[Code that builds pages]
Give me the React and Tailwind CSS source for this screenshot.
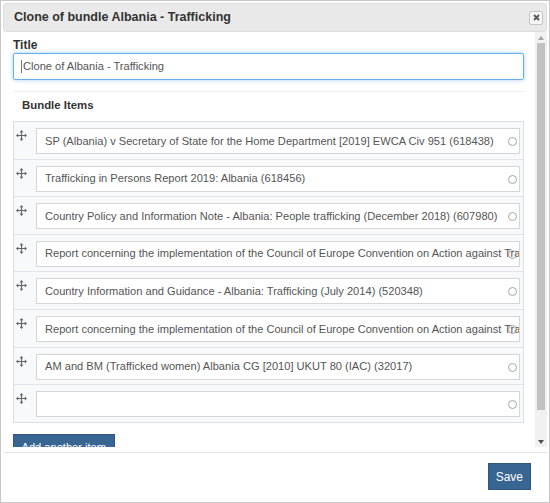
import React from 'react';

const items = [
  'SP (Albania) v Secretary of State for the Home Department [2019] EWCA Civ 951 (618438)',
  'Trafficking in Persons Report 2019: Albania (618456)',
  'Country Policy and Information Note - Albania: People trafficking (December 2018) (607980)',
  'Report concerning the implementation of the Council of Europe Convention on Action against Trafficking in Human Beings by Albania (600001)',
  'Country Information and Guidance - Albania: Trafficking (July 2014) (520348)',
  'Report concerning the implementation of the Council of Europe Convention on Action against Trafficking in Human Beings by Albania (600002)',
  'AM and BM (Trafficked women) Albania CG [2010] UKUT 80 (IAC) (32017)',
  '',
];

function MoveIcon() {
  return (
    <svg width="11" height="11" viewBox="0 0 11 11" className="text-[#666]">
      <path d="M5.5 1.5v8M1.5 5.5h8" stroke="currentColor" strokeWidth="1.2" />
      <path d="M5.5 0L3.6 2.2h3.8z M5.5 11L3.6 8.8h3.8z M0 5.5l2.2-1.9v3.8z M11 5.5L8.8 3.6v3.8z" fill="currentColor" />
    </svg>
  );
}

function ItemRow({ text, last }) {
  return (
    <div className={`flex bg-[#f7f9fb] pt-[6px] pb-[4.6px] ${last ? '' : 'border-b border-[#dfe5eb]'}`}>
      <div className="w-[22px] shrink-0 flex pt-[2px] pl-[2px]">
        <MoveIcon />
      </div>
      <div className="relative flex-1 mr-[3px] h-[26px] bg-white border border-[#d6d6d6] flex items-center overflow-hidden">
        <span className="pl-[8px] pr-[14px] whitespace-nowrap text-[11.1px] text-[#555]">{text}</span>
        <span className="absolute right-[2px] top-[8px] w-[9px] h-[9px] rounded-full border-[1.5px] border-[#a5a5a5]" />
      </div>
    </div>
  );
}

export default function App() {
  return (
    <div className="w-[550px] h-[503px] bg-white border border-[#c8c8c8] p-[2px] flex flex-col" style={{ fontFamily: '"Liberation Sans", Arial, sans-serif' }}>
      <div className="h-[29px] shrink-0 bg-[#e9e9e9] border border-[#dddddd] rounded-[3px] flex items-center justify-between pl-[10px] pr-[3px]">
        <span className="text-[12.5px] font-bold text-[#333]">Clone of bundle Albania - Trafficking</span>
        <button className="w-[14px] h-[14px] bg-[#f6f6f6] border border-[#c5c5c5] rounded-[2px] flex items-center justify-center">
          <svg width="7" height="7" viewBox="0 0 7 7">
            <path d="M1 1l5 5M6 1L1 6" stroke="#555" strokeWidth="1.8" />
          </svg>
        </button>
      </div>

      <div className="h-[415px] shrink-0 flex">
        <div className="flex-1 overflow-hidden pl-[10px] pr-[11px] pt-[6px]">
          <div className="text-[12px] font-bold text-[#333] leading-[15px]">Title</div>
          <div className="h-[27px] border border-[#66afe9] rounded-[2px] shadow-[0_0_4px_rgba(102,175,233,0.6)] flex items-center pl-[7px]">
            <span className="w-px h-[13px] bg-[#777] mr-[1px]" />
            <span className="text-[11.1px] text-[#555]">Clone of Albania - Trafficking</span>
          </div>
          <div className="mt-[11px] h-px bg-[#eeeeee]" />
          <div className="mt-[6px] pl-[9px] text-[11.4px] font-bold text-[#333] leading-[15px]">Bundle Items</div>
          <div className="mt-[8px] border border-[#d9e0e6]">
            {items.map((t, i) => (
              <ItemRow key={i} text={t} last={i === items.length - 1} />
            ))}
          </div>
          <button className="mt-[11px] h-[27px] px-[7.5px] bg-[#386592] border border-[#2f5680] text-white text-[11.1px]">
            Add another item
          </button>
        </div>
        <div className="w-[12px] shrink-0 bg-[#f1f1f1] flex flex-col items-center">
          <div className="h-[11px] flex items-center justify-center">
            <svg width="6" height="4" viewBox="0 0 6 4"><path d="M3 0L6 4H0z" fill="#a3a3a3" /></svg>
          </div>
          <div className="w-[8px] h-[367px] bg-[#c1c1c1]" />
          <div className="flex-1 flex items-end justify-center pb-[3px]">
            <svg width="6" height="4" viewBox="0 0 6 4"><path d="M0 0h6L3 4z" fill="#505050" /></svg>
          </div>
        </div>
      </div>

      <div className="mt-[5px] border-t border-[#e5e5e5] flex justify-end pt-[10px] pr-[16px]">
        <button className="h-[27px] px-[7px] bg-[#386592] border border-[#2f5680] text-white text-[12px]">Save</button>
      </div>
    </div>
  );
}
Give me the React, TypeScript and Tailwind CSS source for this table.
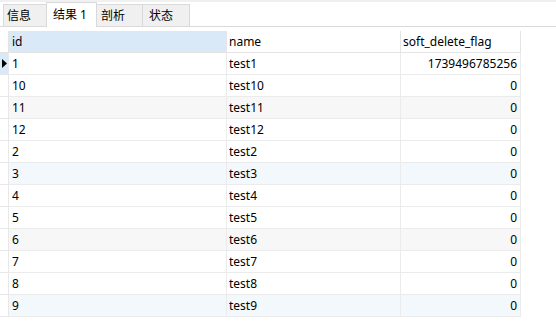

● What this task involves:
All lines from the start of the entries above through the line containing "import React from 'react';" are to be given again exactly; the pictures are not.

● Right answer:
Give me the React and Tailwind CSS source for this screenshot.
import React from 'react';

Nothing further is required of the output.